Required work: Where a line contains the word "styles", copy that line in full.

— start of Given records —

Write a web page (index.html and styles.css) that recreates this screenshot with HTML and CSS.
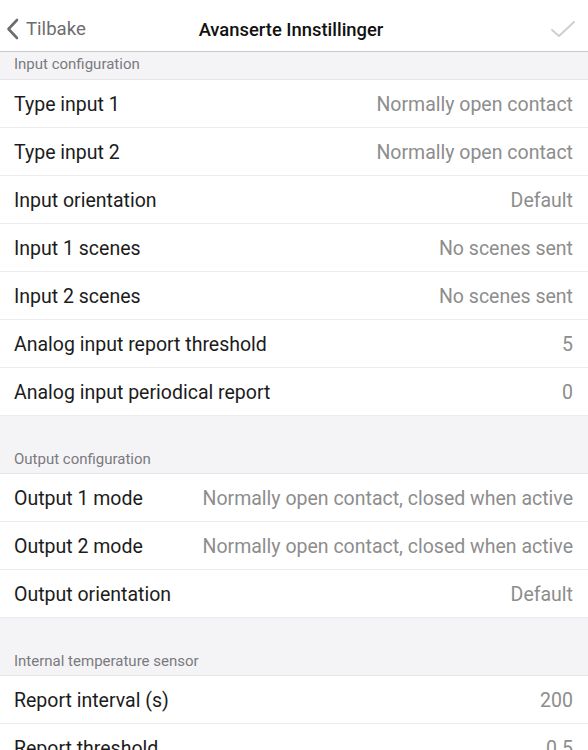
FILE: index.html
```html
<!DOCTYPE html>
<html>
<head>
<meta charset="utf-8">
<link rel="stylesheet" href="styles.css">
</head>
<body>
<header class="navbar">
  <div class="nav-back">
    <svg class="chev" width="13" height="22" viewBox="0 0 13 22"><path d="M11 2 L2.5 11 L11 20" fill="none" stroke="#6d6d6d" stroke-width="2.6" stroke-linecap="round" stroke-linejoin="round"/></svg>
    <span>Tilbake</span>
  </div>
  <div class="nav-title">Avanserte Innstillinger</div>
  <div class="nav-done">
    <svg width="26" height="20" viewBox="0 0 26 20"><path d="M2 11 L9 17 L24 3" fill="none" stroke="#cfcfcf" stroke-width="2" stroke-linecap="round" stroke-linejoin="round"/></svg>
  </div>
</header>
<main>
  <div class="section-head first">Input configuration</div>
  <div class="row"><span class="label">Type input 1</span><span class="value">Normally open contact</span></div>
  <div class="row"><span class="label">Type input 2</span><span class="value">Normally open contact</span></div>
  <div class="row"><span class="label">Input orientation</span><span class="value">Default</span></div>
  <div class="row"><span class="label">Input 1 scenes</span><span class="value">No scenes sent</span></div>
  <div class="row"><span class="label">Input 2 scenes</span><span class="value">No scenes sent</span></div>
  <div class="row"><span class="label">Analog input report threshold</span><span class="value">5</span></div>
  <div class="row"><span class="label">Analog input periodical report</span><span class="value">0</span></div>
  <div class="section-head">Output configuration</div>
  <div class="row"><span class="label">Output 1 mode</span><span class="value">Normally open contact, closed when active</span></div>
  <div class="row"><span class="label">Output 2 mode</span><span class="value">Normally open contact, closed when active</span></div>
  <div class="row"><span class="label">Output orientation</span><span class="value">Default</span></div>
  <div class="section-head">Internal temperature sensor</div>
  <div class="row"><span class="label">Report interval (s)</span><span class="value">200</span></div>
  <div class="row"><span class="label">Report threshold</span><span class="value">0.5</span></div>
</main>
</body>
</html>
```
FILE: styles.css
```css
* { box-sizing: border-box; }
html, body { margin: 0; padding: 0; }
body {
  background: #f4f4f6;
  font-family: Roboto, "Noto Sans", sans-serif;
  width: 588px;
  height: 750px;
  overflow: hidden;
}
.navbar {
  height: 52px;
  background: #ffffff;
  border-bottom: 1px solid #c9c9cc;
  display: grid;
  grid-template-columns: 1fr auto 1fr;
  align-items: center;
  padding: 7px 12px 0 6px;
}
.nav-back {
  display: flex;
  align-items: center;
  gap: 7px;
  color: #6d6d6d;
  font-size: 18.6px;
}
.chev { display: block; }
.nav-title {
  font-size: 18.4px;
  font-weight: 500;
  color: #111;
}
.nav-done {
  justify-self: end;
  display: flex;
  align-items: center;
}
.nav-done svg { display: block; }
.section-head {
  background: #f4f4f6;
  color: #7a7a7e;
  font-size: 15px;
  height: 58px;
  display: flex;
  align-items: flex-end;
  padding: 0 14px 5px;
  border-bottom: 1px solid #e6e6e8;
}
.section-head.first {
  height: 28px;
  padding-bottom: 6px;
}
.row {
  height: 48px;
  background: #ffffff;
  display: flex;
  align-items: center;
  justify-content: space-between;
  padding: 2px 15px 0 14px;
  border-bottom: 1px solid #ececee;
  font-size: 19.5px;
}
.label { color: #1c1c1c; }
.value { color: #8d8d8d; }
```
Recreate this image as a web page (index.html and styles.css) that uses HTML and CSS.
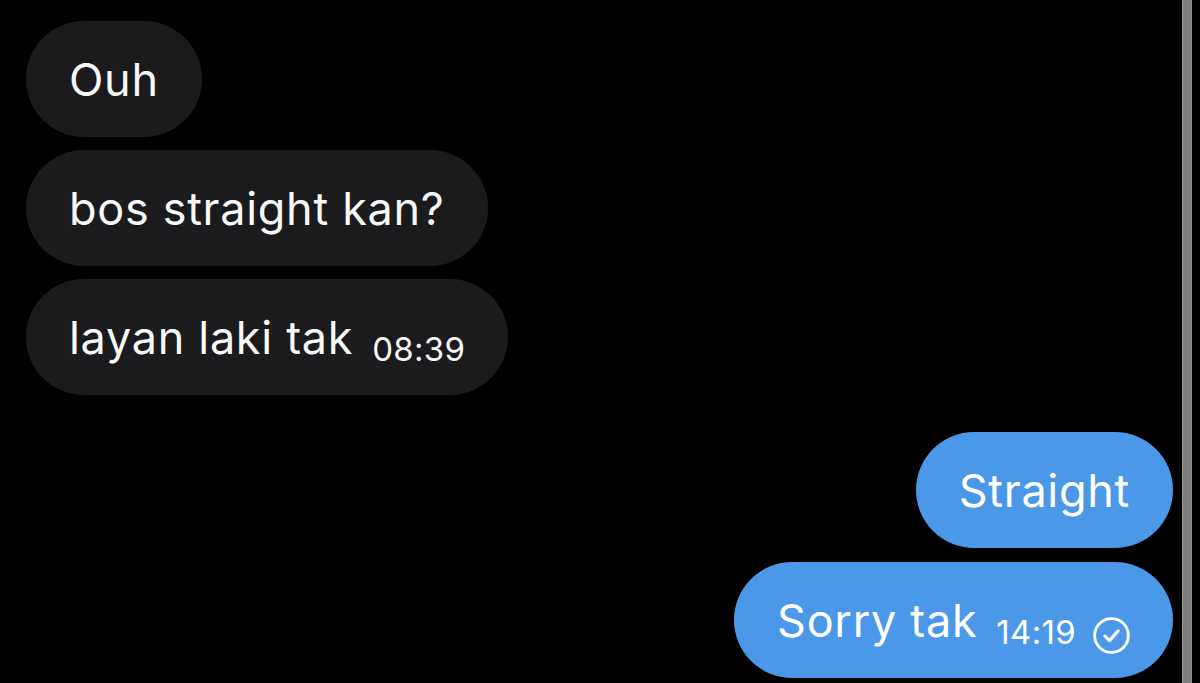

— end of Given records —

Reply to the exercise:
Write a web page (index.html and styles.css) that recreates this screenshot with HTML and CSS.
<link rel="stylesheet" href="styles.css">
FILE: styles.css
Recreate this image as a web page (index.html and styles.css) that uses HTML and CSS.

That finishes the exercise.